Step 4 (stopping criteria): Typically AdaBoost is stopped after a fixed number of iterations (100, for instance) or if \(e=0\) (early stopping). Alternatively one may stop AdaBoost if \(e\geq\frac{C-1}{C}\), that is, if the error is not better than the error of random guessing.

Step 5 (weight update): Multiply all weights of missclassified samples by

\[\begin{equation*} (C-1)\,\frac{1-e}{e} \end{equation*}\]

and go to step 2. The update factor is greater than 1 if and only if the error \(e\) is smaller than the error for randomly assigned classes \(\frac{C-1}{C}\).

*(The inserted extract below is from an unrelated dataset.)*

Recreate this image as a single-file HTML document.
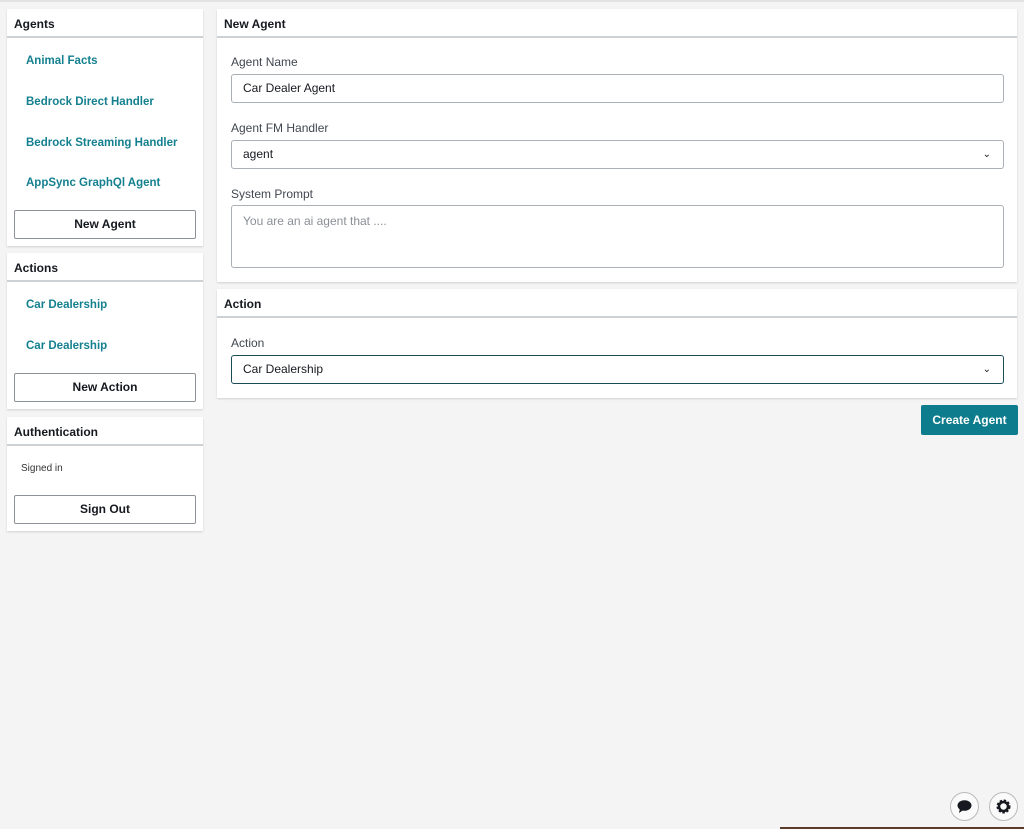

After stoppping (aggregation): After stopping the iteration we have a list of trained hypotheses \(f_{\mathrm{approx},1},\ldots,f_{\mathrm{approx},q}\) (step 2) and a list of weighted errors \(e_1,\ldots,e_q\) (step 3). We define the final hypothesis \(f_{\mathrm{approx}}\) as follows:

Given a sample \(x\) for each model \(f_{\mathrm{approx},\mu}\) define a vector \(a_\mu\in\{0,1\}^C\) with components

\[\begin{equation*} a_\mu^{(i)}:=\begin{cases}0,&\text{if }f_{\mathrm{approx},\mu}(x)\neq i,\\ 1,&\text{if }f_{\mathrm{approx},\mu}(x)=i, \end{cases}\qquad i=1,\ldots,C. \end{equation*}\]

Vector \(a_1,\ldots,a_q\) can be regarded as one-hot encoded predictions of corresponding models.
Calculate the weighted sum

\[\begin{equation*} a:=\sum_{\mu=1}^q\log\left((C-1)\,\frac{1-e_\mu}{e_\mu}\right)\,a_\mu. \end{equation*}\]

Components of the vector \(a\) can be regarded as scores for each class. Coefficients are 0 if the error \(e_\mu\) equals the error from random guessing. The smaller the error the larger the coefficient.
Predict class \(i\) for \(x\), where \(i\) is the index of the largest component of \(a\).

Gradient Boosting#

Gradient boosting is an approximate gradient descent for a loss function. Approximations of the gradients are chosen to be predictions of (simple) models on the training set. Thus, we minimize a loss by improving an initial model. In each step a new model is added, yielding a weighted sum of models. Prediction performance of the overall model will be much better than for each single model. The procedure is repeated until some stopping criterion (performance on validation set, for instance) is satisfied. That’s the basic idea. Now we have to fill the details.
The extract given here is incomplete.